京都家庭裁判所 昭和29年(家)2188号 審判 1954年10月27日
本籍 中華民国福建省
住所 京都市○○区○○町
申立人 監護人金芳欽(仮名)
本籍ならびに住所 申立人に同じ森美子(仮名)
主文
本件申立はこれを却下する
理由
申立人は未成年者森美子の後見人の選任を申立てているが、申立人本人審問の結果によると未成年者の父森吉郎は昭和二十七年○月○日死亡し、当時親族会議は未成年者の伯父である申立人を監護人に選任し、申立人は一旦辞任したが、昭和○○年○月○日再び親族会議により監護人に選任されたものであることを認めることができる。
而して法例によれば、後見は被後見人の本国法に依り、日本に住所又は居所を有する外国人の後見は、その本国法によれば後見開始の原因あるも後見の事務を行う者なき及び日本において禁治産の宣告あつたときに限り日本の法律に依るものであるところ、中華民国駐大阪総領事の証明書及び回答書によれば、上記監護人は正に民法の後見人に相当する。すなわち未成年者森美子にはその本国法上既に後見人があり後見の事務を行うことができるのである。そうするとさらに日本の法律により未成年者の後見人の選任を求める本申立はその適法要件をかくものといわなければならない。すなわちこれを却下すべきものとし主文のとおり審判する。
(家事審判官 小林謙助)
参照一
陳述の内容
1、私は未成年者森美子の父森吉郎と兄弟でありまして、吉郎は私の弟であります。ですから美子は私の姪になります。私は四〇年程前から日本に来まして○○商をやつていましたが現在は○○商をやつています。
2、美子の父森吉郎は三〇年前に日本に来て、私と一緒に○○商をやつていましたが、肝臓病を病い五年間程寝ていましたが、昭和二七年○月○日美子を残して遂に死亡したのであります。その間吉郎は生活に困り方々に借金をしました。美子の他に森徳則と云う兄が一人いますが、それは現在北京の学校に行つております。
そのような事情で亡吉郎の借金の整理や美子の面倒をみる為に監護者が必要になつたのであります。監護者とは日本では後見人のことを指します。そこで親族会を開き美子の伯父になる私が選定されたのであります。本国法によると監護者は親族会で選定することになつているのです。そして記録添付の証明書の如く、私は昭和二九年○月○日駐大阪中華民国総領事館に監護者決定の手続をしたのであります。

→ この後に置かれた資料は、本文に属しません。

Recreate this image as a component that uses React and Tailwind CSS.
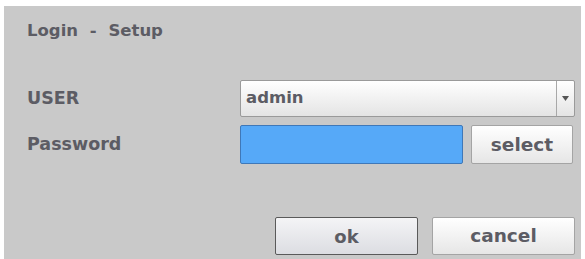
import React from 'react';

const font = { fontFamily: '"DejaVu Sans", "Liberation Sans", sans-serif' };

function Label({ children }) {
  return <div className="w-[213px] text-[17.5px] font-bold text-[#5c5c64]">{children}</div>;
}

export default function App() {
  return (
    <div className="h-[259px] w-[585px] bg-white pl-[4px] pt-[6px]" style={font}>
      <div className="flex h-[253px] w-[577px] flex-col bg-[#c9c9c9] pl-[23px] pr-[6px] pt-[12px]">
        <div className="h-[26px] text-[16.5px] font-bold leading-[26px] text-[#5c5c64]">
          Login <span className="mx-[6px]">-</span> Setup
        </div>

        <div className="mt-[36px] flex h-[37px] items-center">
          <Label>USER</Label>
          <div className="flex h-[37px] w-[335px] rounded-[2px] border border-[#9a9a9a] bg-gradient-to-b from-white to-[#e4e4e4]">
            <div className="flex flex-1 items-center pl-[5px] text-[16.5px] font-bold text-[#5c5c64]">admin</div>
            <div className="flex w-[18px] items-center justify-center border-l border-[#a8a8a8]">
              <svg width="7" height="5" viewBox="0 0 7 5">
                <path d="M0 0 L7 0 L3.5 5 Z" fill="#555" />
              </svg>
            </div>
          </div>
        </div>

        <div className="mt-[8px] flex h-[39px] items-center">
          <Label>Password</Label>
          <div className="h-[39px] w-[223px] rounded-[2px] border border-[#3f78b8] bg-[#56a9f8]" />
          <button className="ml-[8px] h-[39px] w-[102px] rounded-[2px] border border-[#a4a4a4] bg-gradient-to-b from-white to-[#e6e6e6] text-[18.5px] font-bold text-[#5c5c64]">
            select
          </button>
        </div>

        <div className="mt-[53px] flex justify-end gap-[14px]">
          <button className="h-[38px] w-[143px] rounded-[2px] border border-[#5a5a5a] bg-gradient-to-b from-[#f4f4f6] to-[#dcdde2] text-[18px] font-bold text-[#5c5c64]">
            ok
          </button>
          <button className="h-[38px] w-[143px] rounded-[2px] border border-[#a4a4a4] bg-gradient-to-b from-white to-[#e6e6e6] text-[18.5px] font-bold text-[#5c5c64]">
            cancel
          </button>
        </div>
      </div>
    </div>
  );
}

3、そこで私は美子の監護者(後見人)として、美子の面倒をみ、亡吉郎の借財を整理してきたのですが、同国人の債権者であれば、私が美子の監護者であると云うことが分つてくれるのでありますが、日本人の債権者は私が美子の日本で云う後見人であると云うことを、いくら説明しても分つてくれないのであります。そしてお前は美子の後見人でもないから、横から口をだすなと云つて全然相手にしてくれず遂には喧嘩になつてしまうのであります。
金でもたくさんあつて借財を全部返済出来るのでしたら問題はないのですが、支払期日の延期等につき話をするときに分つて貰えず困るのであります。そこで日本の家庭裁判所で美子の後見人に私を選任して貰えばそれらの人に話が分つて貰えると思つてこの申立をしたのであります。
参照二
中華民国駐大阪総領事館証明書
中華民国僑民金芳欽の申立によれば、森美子(十六才)の親族会議の結果、金芳欽を森美子の監護人となる事を申立書等を添えて本館へ申請された。

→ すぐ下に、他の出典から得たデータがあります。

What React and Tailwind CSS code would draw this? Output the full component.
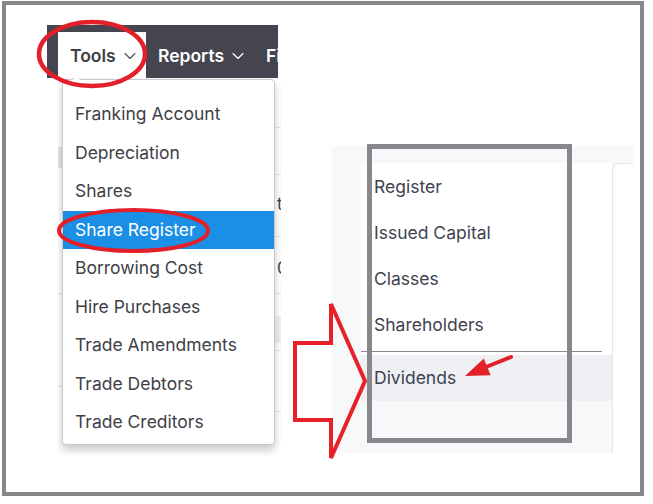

調査の結果本国民法第一千九十一条に照し、即ち「未成年者に父母が亡く或は父母がその未成年の男女の権利義務を負担し得ない場合、監護人を置き負担させる。但し未成年者にして既に結婚せし場合はその限りにあらず。」の法令にもとずいて金芳欽に監護人の資格を与え上述民法条項の規定により右証明します。